Just like when he stole global attention in 1966 when he dismantled structuralism and put poststructuralism in its place at John Hopkins University, Derrida’s ‘Spectres of Marx’ intervention also took place in the United States, this time at the University of California at Riverside where he used to teach. It remains about the most thorough going insight into analysis of history in his ruthless deconstruction of Hegel and his reincarnation then – Francis Fukuyama. Derrida was not enacting an about-turn to classical Marxism from his own deconstructive perch but was endorsing the key markers of the system Marx pointed out and the unsustainability of the existing order those markers point at. That is his point about Marx being a spectre haunting the system.
What has become clear, especially in the aftermath of the 2008 financial crisis is that informed managers of the system such as prime minster Carney understood the deeper meaning of a system haunted by spectres, ghosts, apparitions or spirits, hauntological metaphors all for crisis upon crisis. This is because, as he told The Economist thereafter, the major crises of the system would still have been there irrespective of whether a Trump were in or out of power. This is what the Davos conclave also believes when they talk of reset, all of which point to an agreement that the world is experiencing a dislocation: the moment when old answers are no longer adequate for new questions.
As meaning also changes every time there is a dislocation because new frontiers of antagonism emerge, the propaganda against socialism may have also crashed if the above background is anything to go by. In other words, socialism is the ever present order when the unsustainability of what exists is pungently remarked about by its managers. All such hints serve as additional inputs in terms of the significance of events such as the 80th birthday of one of the flag bearers of the socialist idea in Africa’s most populous country.

Typically dense Derrida but cutting edge grasp of the contradictions of late capitalism in the Marxian image
Critics, observes Intervention, argue that all these make the ideological the issue – area for reflection at this event, especially as regards how the ideological ties to itself the domestic manifestations of the global disarray. The Socialist project is in a deep crisis. Unlike capitalism for which crisis measures its vitality, the crisis in the socialist project is theoretical as well as strategic. But the crisis is not peculiar to Nigeria. The world is still recovering from what started with the failed students’ revolt in France in 1968, the conduct of the Communist Party in both France and Soviet Union in the aftermath, the anti-Marxist (or was anti-Saussure?) fury of ‘the French 7’, their epochal reception in the United States, compounded by the way the vicars of neoliberalism such as Margaret Thatcher outsmarted socialists by articulating the capitalist crises in terms of non-class variables of de-statisation, nationalism and race and so on to the chagrin of Leftists, Marxists in particular. By the time USSR fell, again to rearticulation of socialism from within rather than a shot from anywhere outside of it, both Marxism and Socialism had been badly disrupted, made worse by one sided corporatist propaganda already referred to.

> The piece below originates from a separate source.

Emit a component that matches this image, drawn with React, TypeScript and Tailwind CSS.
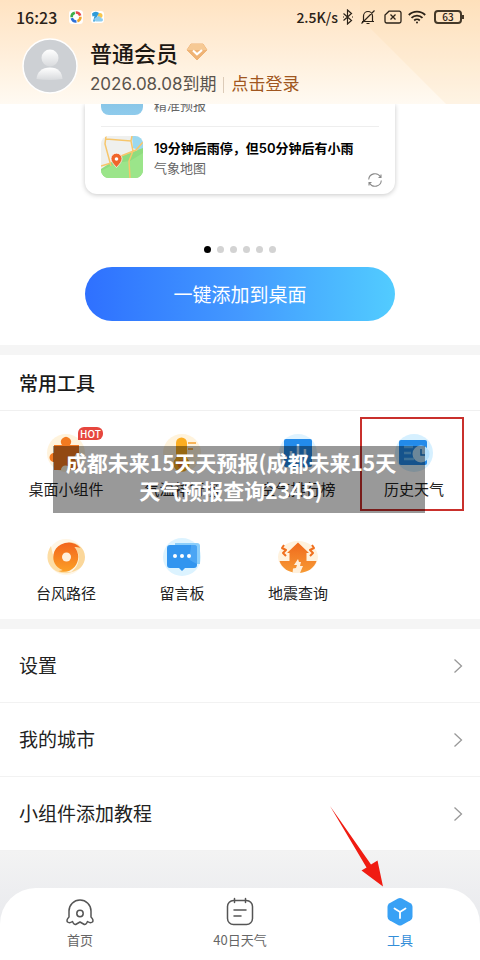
import React from "react";

const StatusBar = () => (
  <div className="flex h-[34px] items-center justify-between px-4 text-[#2b2218]">
    <div className="flex items-center gap-2">
      <span className="text-base font-medium">16:23</span>
      <svg className="ml-1 size-3.5" viewBox="0 0 12 12">
        <rect width="12" height="12" rx="3" fill="#fff" />
        <g fill="none" strokeWidth="2.2">
          <path d="M2.2 6.2A3.8 3.8 0 0 1 5 2.3" stroke="#3fae4c" />
          <path d="M5.8 2.2a3.8 3.8 0 0 1 3.8 2.7" stroke="#e5484d" />
          <path d="M9.8 5.8a3.8 3.8 0 0 1-2.6 3.8" stroke="#f0a52b" />
          <path d="M6.4 9.8a3.8 3.8 0 0 1-4-2.8" stroke="#2d6fd8" />
        </g>
      </svg>
      <svg className="size-3.5" viewBox="0 0 14 14">
        <rect y="1" width="13" height="12" rx="3" fill="#fff" />
        <circle cx="9" cy="5.5" r="2.5" fill="#f8c64b" />
        <path d="M1 3.5Q4 .5 8 3L6 6.500l-2 5H2l1.500-5.500-2 .5z" fill="#2f9bd8" />
        <path d="M5 11.500a2 2 0 0 1 .5-4 2.600 2.600 0 0 1 4.700.8 1.600 1.600 0 0 1 .3 3.200z" fill="#8ccdf0" />
      </svg>
    </div>
    <div className="flex items-center">
      <span className="text-sm font-medium">2.5K/s</span>
      <svg className="ml-1 h-4 w-3" viewBox="0 0 12 16" fill="none" stroke="currentColor" strokeWidth="1.2">
        <path d="M1.5 4.5l8 7L5.5 15V1l4 3.5-8 7" />
        <path d="M1 8h1M10 8h1" />
      </svg>
      <svg className="ml-1.5 size-4" viewBox="0 0 16 16" fill="none" stroke="currentColor" strokeWidth="1.2">
        <path d="M2 12.5h12M3.5 12.5V7a4.5 4.5 0 0 1 9 0v5.5M6.5 14.5h3M14.5 1.5L1.5 14.5" />
      </svg>
      <svg className="ml-2 h-4 w-[18px]" viewBox="0 0 18 16" fill="none" stroke="currentColor" strokeWidth="1.3">
        <path d="M5 2.200h10.300a1.700 1.700 0 0 1 1.700 1.700v8.400a1.700 1.700 0 0 1-1.700 1.700H2.700A1.700 1.700 0 0 1 1 12.300V6z" />
        <path d="M6.500 5.500l5 5M11.500 5.500l-5 5" />
      </svg>
      <svg className="ml-1.5 h-4 w-[18px]" viewBox="0 0 18 16" fill="none" stroke="currentColor" strokeWidth="1.8">
        <path d="M.8 6a11.500 11.500 0 0 1 16.400 0M3.500 8.900a7.800 7.800 0 0 1 11 0M6.200 11.500a4 4 0 0 1 5.600 0" />
        <circle cx="9" cy="13.500" r="1" fill="currentColor" stroke="none" />
      </svg>
      <div className="ml-2 flex items-center">
        <span className="flex h-3.5 w-7 items-center justify-center rounded border-2 border-[#443828] text-[10px] font-medium leading-none">
          63
        </span>
        <span className="h-1 w-0.5 bg-[#443828]" />
      </div>
    </div>
  </div>
);

const Header = () => (
  <header className="relative overflow-hidden bg-linear-to-b from-[#ffe3c2] via-[#ffeed9] to-[#fffaf2]">
    <svg className="absolute right-0 top-0 h-full w-[120px]" viewBox="0 0 120 104" preserveAspectRatio="none">
      <path d="M0 18L86 104H120V0H0z" fill="#f8d49c" opacity=".16" />
    </svg>
    <div className="relative">
      <StatusBar />
      <div className="flex h-[70px] items-start gap-3 pl-[22px]">
        <svg className="mt-1 size-14" viewBox="0 0 56 56">
          <defs>
            <linearGradient id="person" x1="0" y1="0" x2="0" y2="1">
              <stop offset="0" stopColor="#fff" />
              <stop offset="1" stopColor="#d8dadd" />
            </linearGradient>
          </defs>
          <circle cx="28" cy="28" r="27" fill="#cdd0d4" stroke="#fff" strokeWidth="1.500" />
          <circle cx="28" cy="20" r="8.500" fill="url(#person)" />
          <path d="M14.500 41C15 34 20 29.500 28 29.500S40 34 40.500 41q-12.500 2-26 0z" fill="url(#person)" />
        </svg>
        <div>
          <div className="flex h-9 items-center gap-2">
            <h1 className="text-[22px] font-medium text-[#1c1712]">普通会员</h1>
            <svg className="h-[18px] w-[22px]" viewBox="0 0 22 18">
              <path d="M5 1h12l4 6-10 10L1 7z" fill="#efb375" stroke="#efb375" strokeLinejoin="round" />
              <path d="M5 1h12l4 6H1z" fill="#f6c994" />
              <path d="M7 7.500l4 3.800 5-4.300" fill="none" stroke="#fff" strokeWidth="2.200" />
            </svg>
          </div>
          <div className="flex h-[30px] items-center font-['Inter','Noto_Sans_CJK_SC',sans-serif] text-[17px]">
            <span className="text-[#5a534c]">2026.08.08到期</span>
            <span className="mx-[7px] h-4 w-px bg-[#dccbb8]" />
            <a href="#login" className="text-[#a05620]">点击登录</a>
          </div>
        </div>
      </div>
    </div>
  </header>
);

const MapIcon = () => (
  <svg className="size-[42px] rounded-lg" viewBox="0 0 42 42">
    <rect width="42" height="42" fill="#eff0ee" />
    <path d="M31 0h11v16L32 12z" fill="#9bd8f0" />
    <path d="M0 33L18 21 42 12v30H0z" fill="#8fdc7e" />
    <path d="M0 35l15-8 14-2 13-8v25H0z" fill="#9be58a" />
    <path d="M5 0L4 8l6 22M5 3l25 2L31 0M30 5l2 10-4 10 1 17M20 20l15-6 7-8M0 30l10-3" fill="none" stroke="#f7c66b" strokeWidth="1.500" />
    <path d="M15.500 31.500c-3.500-4-5.500-6-5.500-8.800a5.500 5.500 0 0 1 11 0c0 2.800-2 4.800-5.500 8.800z" fill="#f0652b" stroke="#fff" strokeWidth=".7" />
    <circle cx="15.500" cy="23" r="1.800" fill="#fff" />
  </svg>
);

const WidgetPreview = () => (
  <section className="px-[85px] pb-6">
    <div className="rounded-b-xl bg-white px-4 shadow-[0_1px_5px_rgba(0,0,0,0.22)] [clip-path:inset(0_-8px_-8px_-8px)]">
      {/* only the tail of the first row shows below the header */}
      <div className="flex h-[11px] items-end gap-[11px] overflow-hidden">
        <div className="size-[42px] shrink-0 rounded-b-lg bg-linear-to-b from-[#7ab8dc] to-[#8fcbec]" />
        <p className="text-[13px] leading-5 text-[#666]">精准预报</p>
      </div>
      <div className="mt-[11px] border-t border-[#eee] pt-[9px]">
        <div className="flex h-[58px] items-start gap-[11px]">
          <MapIcon />
          <div className="whitespace-nowrap text-[13px]">
            <p className="font-['Inter','Noto_Sans_CJK_SC',sans-serif] leading-6 font-semibold text-black">
              19分钟后雨停，但50分钟后有小雨
            </p>
            <p className="leading-4 text-[#666]">气象地图</p>
          </div>
        </div>
      </div>
      <div className="-mt-[22px] flex h-[22px] items-start justify-end">
        <svg className="-mr-1 size-4" viewBox="0 0 16 16" fill="none" stroke="#8a8a8a" strokeWidth="1.100">
          <path d="M1.700 7.500A6.300 6.300 0 0 1 13.500 5M14.300 8.500A6.300 6.300 0 0 1 2.500 11M14 2.500V5.500h-2.500M2 13.500v-3h2.500" />
        </svg>
      </div>
    </div>
    <div className="mt-[52px] flex justify-center gap-1.5">
      <span className="size-[7px] rounded-full bg-black" />
      {[1, 2, 3, 4, 5].map((dot) => (
        <span key={dot} className="size-[7px] rounded-full bg-[#d3d3d3]" />
      ))}
    </div>
    <button
      type="button"
      className="mt-3.5 h-[54px] w-full rounded-full bg-linear-to-r from-[#2f70ff] via-[#4499ff] to-[#52ccff] text-[19px] text-white"
    >
      一键添加到桌面
    </button>
  </section>
);

const PuzzleIcon = () => (
  <svg className="size-10" viewBox="0 0 40 40">
    <circle cx="20" cy="20" r="19" fill="#fff3dc" />
    <path d="M8 12h8a5 5 0 1 1 8 0h9v8a4.500 4.500 0 0 0 0 9v8h-9a4.500 4.500 0 0 0-9 0H8v-8a4.500 4.500 0 1 1 0-9z" fill="#f37a20" />
  </svg>
);

const ThermometerIcon = () => (
  <svg className="size-10" viewBox="0 0 40 40">
    <circle cx="20" cy="20" r="19" fill="#fff3dc" />
    <path d="M14 10a5.500 5.500 0 0 1 11 0v15a8 8 0 1 1-11 0z" fill="#fbad21" />
    <path d="M26 10h8M26 16h5" stroke="#f8b458" strokeWidth="2" />
    <circle cx="19.500" cy="31" r="4" fill="#f37a20" />
  </svg>
);

const RankIcon = () => (
  <svg className="size-10" viewBox="0 0 40 40">
    <circle cx="20" cy="20" r="19" fill="#dff3ff" />
    <rect x="6" y="6" width="28" height="28" rx="2" fill="#238bea" />
    <path d="M13 30V18M20 30V11M27 30V16" stroke="#bfe2ff" strokeWidth="2.500" />
  </svg>
);

const HistoryIcon = () => (
  <svg className="size-10" viewBox="0 0 40 40">
    <circle cx="20" cy="20" r="19" fill="#d6f0ff" />
    <rect x="5" y="7" width="28" height="25" rx="2" fill="#238bea" />
    <path d="M10 14h9M10 20h7M10 26h10" stroke="#65b9f8" strokeWidth="2.500" />
    <circle cx="27" cy="21" r="8.500" fill="#b5e2ff" />
    <path d="M27 16v6h4" fill="none" stroke="#187bd3" strokeWidth="1.500" />
  </svg>
);

const TyphoonIcon = () => (
  <svg className="size-10" viewBox="0 0 40 40">
    <defs>
      <linearGradient id="typhoon" x1="0" y1="0" x2="0" y2="1">
        <stop offset="0" stopColor="#f2641c" />
        <stop offset="1" stopColor="#fca026" />
      </linearGradient>
    </defs>
    <circle cx="20" cy="20" r="18" fill="#fff6e6" />
    <path d="M22 5c9 0 17 6 17 15 0 8-6 14-14 15 7-5 9-12 7-19-2-6-6-9-10-11z" fill="#fbd79a" />
    <path d="M5 9C0 16 0 26 7 32c6 5 14 5 19 3-8 0-14-5-17-11-2-5-3-10-4-15z" fill="#fddda4" />
    <path d="M15 7.500c7-4 15-2 19.500 3.500-4-1.500-6-1-6-1 5 6 5 14 0 20-4 4.500-10 6-16 4 3-.2 4-1 4-1C9 30 6.500 24 7.500 17.500c.8-4.500 3.500-8 7.500-10z" fill="url(#typhoon)" />
    <circle cx="20.500" cy="20" r="4.500" fill="#fff0dc" />
  </svg>
);

const MessageIcon = () => (
  <svg className="size-10" viewBox="0 0 40 40">
    <circle cx="20" cy="20" r="19" fill="#dcf3ff" />
    <path d="M13 6h22a3 3 0 0 1 3 3v18H13z" fill="#8bcefb" />
    <path d="M8 8h24a3 3 0 0 1 3 3v17a3 3 0 0 1-3 3H23l-3 3-3-3H8a3 3 0 0 1-3-3V11a3 3 0 0 1 3-3z" fill="#3295ef" />
    <path d="M29 8h3a3 3 0 0 1 3 3v16q-9-4-9-7 3-5 3-12z" fill="#55adf7" opacity=".7" />
    <g fill="#fff">
      <circle cx="13" cy="19" r="2" />
      <circle cx="20" cy="19" r="2" />
      <circle cx="27" cy="19" r="2" />
    </g>
  </svg>
);

const EarthquakeIcon = () => (
  <svg className="size-10" viewBox="0 0 40 40">
    <defs>
      <linearGradient id="quake" x1="0" y1="0" x2="0" y2="1">
        <stop offset="0" stopColor="#f0691c" />
        <stop offset="1" stopColor="#f79a35" />
      </linearGradient>
    </defs>
    <ellipse cx="20" cy="20" rx="20" ry="16" fill="#fff2de" />
    <path d="M20 5.500l11 10.500h-2.500v8h10C36.500 31 29 36 20 36S3.500 31 1.500 24h10v-8H9z" fill="url(#quake)" />
    <path d="M20 22l-4 6h3l-1 3-3 .5-.5 4.500H22l3-7h-3l1-4h-2z" fill="#fff0dc" />
    <path d="M6 8L4 11l4 2-3 3 3 3M34 8l2 3-4 2 3 3-3 3" fill="none" stroke="#f0701f" strokeWidth="2" strokeLinejoin="round" />
  </svg>
);

const tools = [
  { name: "桌面小组件", icon: PuzzleIcon, hot: true },
  { name: "气温排行榜", icon: ThermometerIcon },
  { name: "空气排行榜", icon: RankIcon },
  { name: "历史天气", icon: HistoryIcon, marked: true },
  { name: "台风路径", icon: TyphoonIcon },
  { name: "留言板", icon: MessageIcon },
  { name: "地震查询", icon: EarthquakeIcon },
];

const ToolGrid = () => (
  <section className="border-y-[10px] border-[#f5f5f5]">
    <h2 className="border-b border-[#f0f0f0] px-[19px] text-[19px] font-medium leading-[55px] text-[#1a1a1a]">
      常用工具
    </h2>
    <div className="relative grid grid-cols-4 gap-y-5 px-2 pt-5">
      {tools.map(({ name, icon: Icon, hot, marked }) => (
        <button key={name} type="button" className="relative flex h-[84px] w-full flex-col items-center whitespace-nowrap pt-0.5">
          <Icon />
          <span className="mt-[5px] text-[15px] leading-[22px] text-[#222]">{name}</span>
          {hot && (
            <span className="absolute left-1/2 -top-1 ml-3 rounded-md rounded-bl-none bg-[#e6463e] px-0.5 text-[10px] font-medium leading-[13px] text-white">
              HOT
            </span>
          )}
          {marked && <span className="absolute left-1 right-2 -top-3.5 h-[94px] border-2 border-[#c9302c]" />}
        </button>
      ))}
      <p className="absolute left-[53px] right-[55px] top-[35px] bg-black/40 pb-[9px] pr-4 pt-0.5 text-center text-[21px] font-bold leading-7 whitespace-nowrap text-white">
        成都未来15天天预报(成都未来15天
        <br />
        天气预报查询2345)
      </p>
    </div>
  </section>
);

const SettingsList = () => (
  <ul>
    {["设置", "我的城市", "小组件添加教程"].map((label) => (
      <li key={label} className="border-b border-[#f2f2f2]">
        <a href="#settings" className="flex h-[73px] items-center justify-between pl-[19px] pr-[17px] text-[19px] text-[#222]">
          {label}
          <svg className="h-4 w-2.5" viewBox="0 0 10 16" fill="none" stroke="#999" strokeWidth="1.300">
            <path d="M1.500 1.500L8.500 8l-7 6.500" />
          </svg>
        </a>
      </li>
    ))}
  </ul>
);

const TabBar = () => (
  <nav className="grid h-[72px] grid-cols-3 rounded-t-[36px] bg-white text-[13px] text-[#666]">
    <a href="#home" className="flex flex-col items-center gap-1 pt-[9px]">
      <svg className="size-[30px]" viewBox="0 0 30 30" fill="none" stroke="#555" strokeWidth="1.500" strokeLinejoin="round">
        <path d="M4 20v-6a11 11 0 0 1 22 0v6q3 3 1.500 5-2 1.500-5-.5-1.500 4-4 2.500L15 25l-3.500 2q-2.500 1.500-4-2.500-3 2-5 .5Q1 23 4 20z" />
        <circle cx="15" cy="16.500" r="3.200" />
      </svg>
      <span className="leading-[18px]">首页</span>
    </a>
    <a href="#forecast" className="flex flex-col items-center gap-1 pt-[9px]">
      <svg className="size-[30px]" viewBox="0 0 30 30" fill="none" stroke="#555" strokeWidth="1.500" strokeLinecap="round">
        <rect x="2.500" y="3.500" width="25" height="24" rx="6" />
        <path d="M9.500 1.500v4M20.500 1.500v4M9 13h12M9 19h7" />
      </svg>
      <span className="leading-[18px]">40日天气</span>
    </a>
    <a href="#tools" className="relative flex flex-col items-center gap-1 pt-[9px] text-[#338ed8]">
      <svg className="size-[30px]" viewBox="0 0 30 30">
        <path d="M13 1.500q2-1 4 0l8.500 4.800q2 1.200 2 3.500v10q0 2.300-2 3.500L17 28q-2 1-4 0l-8.500-4.700q-2-1.200-2-3.500v-10q0-2.300 2-3.500z" fill="#38a1f5" />
        <path d="M9.500 11.500l5.500 3.500 5.500-3.500M15 15v6" fill="none" stroke="#fff" strokeWidth="1.800" strokeLinecap="round" />
      </svg>
      <span className="leading-[18px]">工具</span>
      <svg className="absolute bottom-full right-1/2 mr-4 h-[82px] w-[54px]" viewBox="0 0 54 82">
        <path d="M0 0L41 58.500 47.500 54.500 53 80.500 31.500 64.500 36.500 61.500z" fill="#f01c12" />
      </svg>
    </a>
  </nav>
);

const App = () => {
  return (
    <div className="flex min-h-screen flex-col bg-white font-['Noto_Sans_CJK_SC',sans-serif]">
      <Header />
      <main className="flex flex-1 flex-col">
        <WidgetPreview />
        <ToolGrid />
        <SettingsList />
      </main>
      <div className="bg-linear-to-b from-[#f3f3f3] to-[#ebecef] to-50% pt-[37px]">
        <TabBar />
      </div>
    </div>
  );
};

export default App;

The resulting loss of confidence and associated incoherence was experienced across the world, serving in most cases, especially in Europe, Asia and Latin America to energise faith in nationalism and populism, radical populism in most of Latin America but right wing insularity in other parts. That’s the variant Nigeria inherited, making ethnicity and insular demagoguery a heroic unfolding.
Illiberal or insular populism has been such that they, consciously and otherwise, act as conveyor belt for mono-causal narratives originating mostly from outside but aimed at dominating the field of meaning as to what, why and how Nigeria is in such a disarray. They have become extremely difficult to counter or contain, even by the Nigerian State which has now been turned into a sheepish onlooker at its own funeral, impotently watching as articulations of insular populism and the extremes of violence take-over. Suddenly, the Nigerian military which recorded battle wonders in the forests of Liberia and Sierra Leone no longer has the capability to dislodge a far less determined or entrenched insurgents. In fact, things got so bad that their former organic commander, General T Y Danjuma threw allegations of collusion with insurgents at them, implying state complicity.
Yet, people don’t seem to see through the game. It is not only the Nigerian State that has manifested an intriguing behaviour pattern in its obliging silence over narratives of fragmentation. Not even the Left has found its voice against that nor has the media, in spite of its heritage of adversarial journalism. Leading academics too have also gone quiet as much as the civil society. Without vociferous interventions from such quarters, majority of the citizens are consuming the ethno-religious and insular populist narrativisation of crisis uncritically, unable to go beyond what meets the eye, especially as they encounter existential threat on the farms, on the roads, in their ancestral communities and even in the urban centres. In themselves, the propaganda stuff may just aim at intimidation but, like every other narratives, those of fragmentation can sediment into self-evident truth and become performative of the images they invoke. That is where the danger lies.
That danger is precisely why Dr Madunagu’s 80th birthday is not only for those committed to socialism but also for the Nigerian establishment which must, by now, appreciate the dangers of one-dimensional view of reality. Self-interrogation is very much called for all centres of power as well as individual actors in the Nigerian polity. It is though higher for socialists of all tendencies since socialist democracy can never be a unitary project. And Dr Madunagu’s 80th birthday provides an adequate symbolic cover for thinking through all that have happened and are still happening, what the most critical voices have said and what we ourselves can now say!
“Radical Thought and Praxis in Nigeria: Reflections on Comrade Edwin Madunagu’s Life and Legacy”, the title of the public lecture is broad and inviting enough to provide the synopsis for the big questions!